Though sheep milk is not as popular for consumption in America compared to cow’s milk, sheep milk is definitely more nutritious and tastier. Sheep's MilkSome benefits of sheep milk are increased ability to protect against cancer, boosted immune system function, proper growth and development, and prevention of birth defects.  Unlike cow’s milk, which has larger fat globules, goat’s milk has smaller fat particles and therefore is easier to digest. On top of this, blind taste testers have consistently rated sheep milk has being more delicious than either cow or goat milk. Needless to say, there are a multitude of benefits from consuming sheep’s milk, and the following are just a few more.

More Effective at Regulating Blood Pressure

Sheep milk is packed with many medium-sized essential amino acids that are essential for protein formation and for regulating blood pressure throughout the body. This in turns gives less strain on your heart, arteries, and blood vessels; and improves transport of oxygen within the body.

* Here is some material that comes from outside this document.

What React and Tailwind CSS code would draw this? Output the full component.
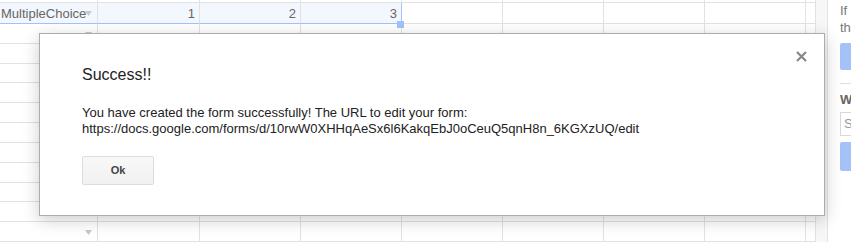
import React from 'react';

const COLS = [98, 102, 101, 101, 101, 101, 101, 101, 10];
const ARIAL = { fontFamily: '"Liberation Sans", Arial, sans-serif' };

const Arrow = () => (
  <svg width="7" height="5" viewBox="0 0 7 5" className="absolute right-[5px] top-[8px]">
    <path d="M0 0h7L3.5 5z" fill="#c9c9c9" />
  </svg>
);

// one sheet row; the selected one is tinted blue across the first four columns
const Row = ({ selected, cells = [], arrow }) => (
  <div className="flex h-[21px]">
    {COLS.map((w, i) => {
      const inSel = selected && i < 4;
      return (
        <div
          key={i}
          style={{ width: w }}
          className={`relative shrink-0 h-full border-b border-r ${inSel ? 'bg-[#f3f7fe] border-b-[#a1c2fa]' : 'border-b-[#e2e2e2]'} ${selected && i === 3 ? 'border-r-[#a1c2fa]' : 'border-r-[#e2e2e2]'} text-[13px] leading-[21px] text-[#666] ${i === 0 ? 'pl-[1px]' : 'text-right pr-[4px]'}`}
        >
          {cells[i]}
          {i === 0 && arrow && <Arrow />}
        </div>
      );
    })}
  </div>
);

export default function App() {
  return (
    <div className="relative w-[851px] h-[242px] overflow-hidden bg-white flex" style={ARIAL}>
      {/* sheet grid */}
      <div className="w-[816px] shrink-0 flex flex-col">
        <div className="h-[3px] border-b border-[#e2e2e2] shrink-0 flex">
          {COLS.map((w, i) => (
            <div key={i} style={{ width: w }} className="shrink-0 h-full border-r border-[#e2e2e2]" />
          ))}
        </div>
        <div className="relative">
          <Row selected cells={['MultipleChoice', '1', '2', '3']} arrow />
          <div className="absolute z-10 left-[397px] top-[18px] w-[7px] h-[7px] bg-[#a1c2fa]" />
        </div>
        {Array.from({ length: 11 }).map((_, i) => (
          <Row key={i} arrow />
        ))}
      </div>

      {/* gutter between grid and sidebar */}
      <div className="w-[12px] shrink-0 bg-[#f7f7f7] border-r border-[#e4e4e4]" />

      {/* side panel, mostly cut off */}
      <div className="flex-1 pl-[12px] pt-[2px] text-[13px] text-[#777]">
        <div className="leading-[17px]">If</div>
        <div className="leading-[17px]">th</div>
        <div className="mt-[7px] h-[27px] rounded-l-[2px] bg-[#a4c2f7]" />
        <div className="mt-[13px] border-t border-[#dedede]" />
        <div className="mt-[8px] font-bold text-[#666] leading-[15px]">W</div>
        <div className="mt-[5px] h-[24px] border border-r-0 border-[#d9d9d9] pl-[3px] leading-[22px] text-[#999]">S</div>
        <div className="mt-[6px] h-[29px] rounded-l-[2px] bg-[#a4c2f7]" />
      </div>

      {/* dialog */}
      <div className="absolute z-20 left-[39px] top-[33px] w-[786px] h-[183px] bg-white border border-[#acacac] shadow-[0_4px_16px_rgba(0,0,0,0.2)] pl-[42px] pt-[31px]">
        <button className="absolute right-[17px] top-[17px]">
          <svg width="11" height="11" viewBox="0 0 11 11">
            <path d="M1 1l9 9M10 1l-9 9" stroke="#888" strokeWidth="2.2" />
          </svg>
        </button>
        <h2 className="text-[16px] leading-[20px] text-[#222]">Success!!</h2>
        <p className="mt-[20px] text-[13px] leading-[16px] text-[#222]">
          You have created the form successfully! The URL to edit your form:
          <br />
          https://docs.google.com/forms/d/10rwW0XHHqAeSx6l6KakqEbJ0oCeuQ5qnH8n_6KGXzUQ/edit
        </p>
        <button className="mt-[19px] w-[72px] h-[29px] rounded-[2px] border border-[#dcdcdc] bg-gradient-to-b from-[#f8f8f8] to-[#f1f1f1] text-[11px] font-bold text-[#444]">
          Ok
        </button>
      </div>
    </div>
  );
}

Suitable for Lactose Intolerance and Other Diseases

There is still research being conducted to figure out why sheep’s milk has been observed to be more suitable for individuals suffering from lactose intolerance, but studies have shown that more individuals are able to tolerate sheep milk when compared to cow or goat milk. The smaller fat droplets and smaller amino acid sizes may be part of the reason for this characteristic.

It has also been seen that sheep’s milk can help individuals suffering from eczema (inflammation of the skin) and certain allergies; a result of the heightened number of nutrients and minerals found in sheep milk.

Prevents Cancers and Promotes Cellular Regeneration

Sheep milk has elevated levels of nucleotides, a biological compound that has been shown to promote cellular growth and repair, combat cancer, and regulate the functions of the cell to ensure they are doing their job without errors. The abundance of minerals like zinc, calcium, and B12 also help in promoting proper brain functioning, red blood cell formation, and immune system activity.

Final Thoughts

A downside to sheep’s milk is the relatively higher calorie count; therefore sheep’s milk is not especially recommended for individuals suffering from obesity. Also, it is a bit more expensive than regular cow’s milk. However, consuming sheep’s milk in moderation and incorporating a healthy lifestyle such as exercise, stress management, and proper sleep can offset the high caloric intake of sheep’s milk. Moreover, the greater price is well worth the multitude of health benefits.